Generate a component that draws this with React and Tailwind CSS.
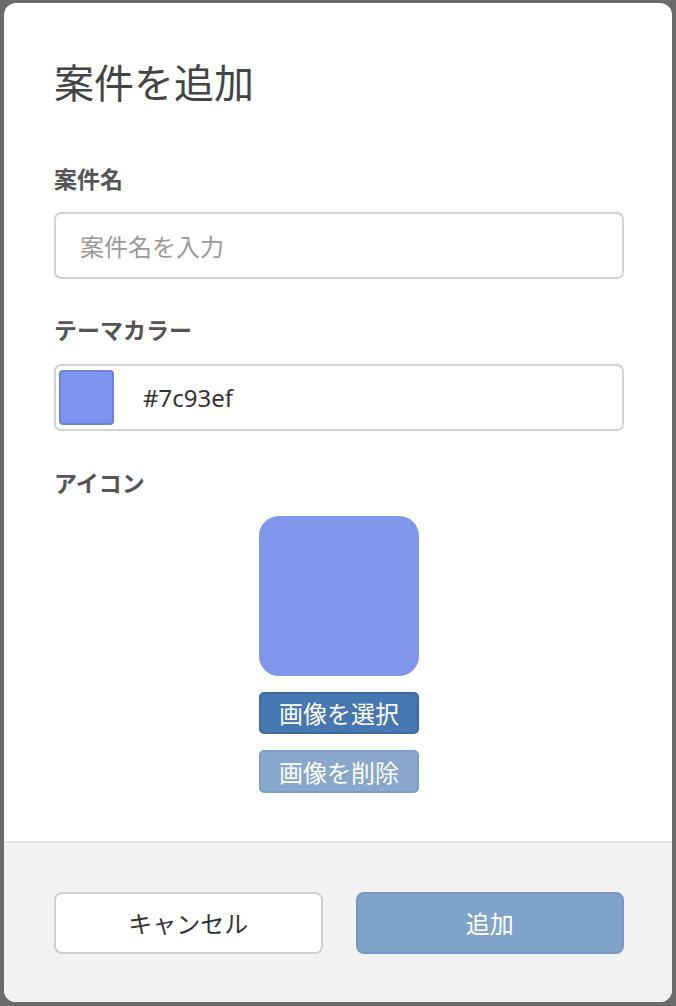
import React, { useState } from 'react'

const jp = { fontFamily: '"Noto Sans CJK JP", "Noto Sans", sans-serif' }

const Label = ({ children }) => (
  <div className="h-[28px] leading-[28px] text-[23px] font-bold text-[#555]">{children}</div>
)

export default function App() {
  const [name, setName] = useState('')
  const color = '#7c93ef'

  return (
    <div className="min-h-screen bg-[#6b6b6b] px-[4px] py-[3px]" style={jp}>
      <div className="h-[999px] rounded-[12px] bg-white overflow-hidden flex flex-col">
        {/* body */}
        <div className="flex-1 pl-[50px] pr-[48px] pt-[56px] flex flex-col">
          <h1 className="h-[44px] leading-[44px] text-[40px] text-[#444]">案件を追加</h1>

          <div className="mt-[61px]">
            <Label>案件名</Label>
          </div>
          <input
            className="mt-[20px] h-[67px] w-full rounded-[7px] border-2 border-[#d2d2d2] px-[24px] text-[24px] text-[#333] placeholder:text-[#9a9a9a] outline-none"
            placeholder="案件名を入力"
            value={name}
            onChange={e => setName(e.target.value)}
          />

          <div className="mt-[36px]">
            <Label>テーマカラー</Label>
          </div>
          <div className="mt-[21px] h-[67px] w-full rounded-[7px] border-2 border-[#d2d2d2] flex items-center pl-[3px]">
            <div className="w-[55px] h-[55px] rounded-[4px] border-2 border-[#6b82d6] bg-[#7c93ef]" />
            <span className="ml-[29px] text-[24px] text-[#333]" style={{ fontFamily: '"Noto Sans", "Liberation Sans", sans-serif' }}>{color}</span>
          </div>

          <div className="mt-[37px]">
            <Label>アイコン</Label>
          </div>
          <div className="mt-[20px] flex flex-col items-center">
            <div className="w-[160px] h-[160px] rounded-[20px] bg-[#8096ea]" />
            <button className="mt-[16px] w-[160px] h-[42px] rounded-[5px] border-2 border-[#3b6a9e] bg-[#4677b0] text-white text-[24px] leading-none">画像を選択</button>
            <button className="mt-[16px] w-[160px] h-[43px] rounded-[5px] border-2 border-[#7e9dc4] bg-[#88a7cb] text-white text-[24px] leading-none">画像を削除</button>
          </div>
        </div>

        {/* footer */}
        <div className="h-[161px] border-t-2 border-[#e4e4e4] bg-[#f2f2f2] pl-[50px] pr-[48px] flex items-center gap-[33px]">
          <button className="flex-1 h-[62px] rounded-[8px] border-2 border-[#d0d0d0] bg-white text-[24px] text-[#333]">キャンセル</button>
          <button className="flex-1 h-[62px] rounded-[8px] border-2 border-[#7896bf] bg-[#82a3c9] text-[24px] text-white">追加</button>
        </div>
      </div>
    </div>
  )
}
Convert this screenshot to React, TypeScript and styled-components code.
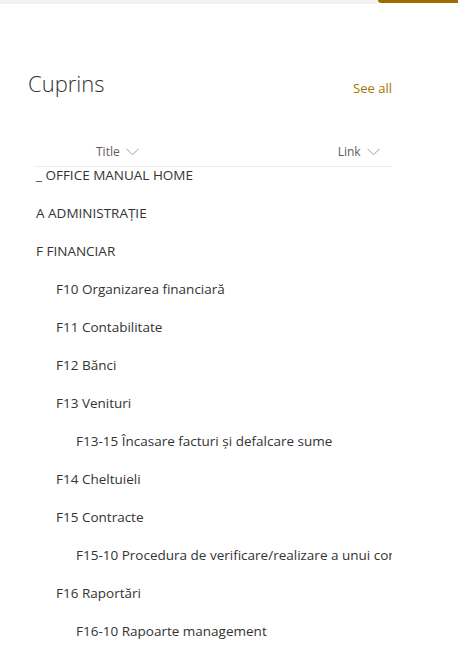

####

» Exercise requirements: Except for the pictures, copy every line of the records above exactly.

» Finished answer:
Generate a component that draws this with React and Tailwind CSS.
import React, { useState } from 'react'

const jp = { fontFamily: '"Noto Sans CJK JP", "Noto Sans", sans-serif' }

const Label = ({ children }) => (
  <div className="h-[28px] leading-[28px] text-[23px] font-bold text-[#555]">{children}</div>
)

export default function App() {
  const [name, setName] = useState('')
  const color = '#7c93ef'

  return (
    <div className="min-h-screen bg-[#6b6b6b] px-[4px] py-[3px]" style={jp}>
      <div className="h-[999px] rounded-[12px] bg-white overflow-hidden flex flex-col">
        {/* body */}
        <div className="flex-1 pl-[50px] pr-[48px] pt-[56px] flex flex-col">
          <h1 className="h-[44px] leading-[44px] text-[40px] text-[#444]">案件を追加</h1>

          <div className="mt-[61px]">
            <Label>案件名</Label>
          </div>
          <input
            className="mt-[20px] h-[67px] w-full rounded-[7px] border-2 border-[#d2d2d2] px-[24px] text-[24px] text-[#333] placeholder:text-[#9a9a9a] outline-none"
            placeholder="案件名を入力"
            value={name}
            onChange={e => setName(e.target.value)}
          />

          <div className="mt-[36px]">
            <Label>テーマカラー</Label>
          </div>
          <div className="mt-[21px] h-[67px] w-full rounded-[7px] border-2 border-[#d2d2d2] flex items-center pl-[3px]">
            <div className="w-[55px] h-[55px] rounded-[4px] border-2 border-[#6b82d6] bg-[#7c93ef]" />
            <span className="ml-[29px] text-[24px] text-[#333]" style={{ fontFamily: '"Noto Sans", "Liberation Sans", sans-serif' }}>{color}</span>
          </div>

          <div className="mt-[37px]">
            <Label>アイコン</Label>
          </div>
          <div className="mt-[20px] flex flex-col items-center">
            <div className="w-[160px] h-[160px] rounded-[20px] bg-[#8096ea]" />
            <button className="mt-[16px] w-[160px] h-[42px] rounded-[5px] border-2 border-[#3b6a9e] bg-[#4677b0] text-white text-[24px] leading-none">画像を選択</button>
            <button className="mt-[16px] w-[160px] h-[43px] rounded-[5px] border-2 border-[#7e9dc4] bg-[#88a7cb] text-white text-[24px] leading-none">画像を削除</button>
          </div>
        </div>

        {/* footer */}
        <div className="h-[161px] border-t-2 border-[#e4e4e4] bg-[#f2f2f2] pl-[50px] pr-[48px] flex items-center gap-[33px]">
          <button className="flex-1 h-[62px] rounded-[8px] border-2 border-[#d0d0d0] bg-white text-[24px] text-[#333]">キャンセル</button>
          <button className="flex-1 h-[62px] rounded-[8px] border-2 border-[#7896bf] bg-[#82a3c9] text-[24px] text-white">追加</button>
        </div>
      </div>
    </div>
  )
}
Convert this screenshot to React, TypeScript and styled-components code.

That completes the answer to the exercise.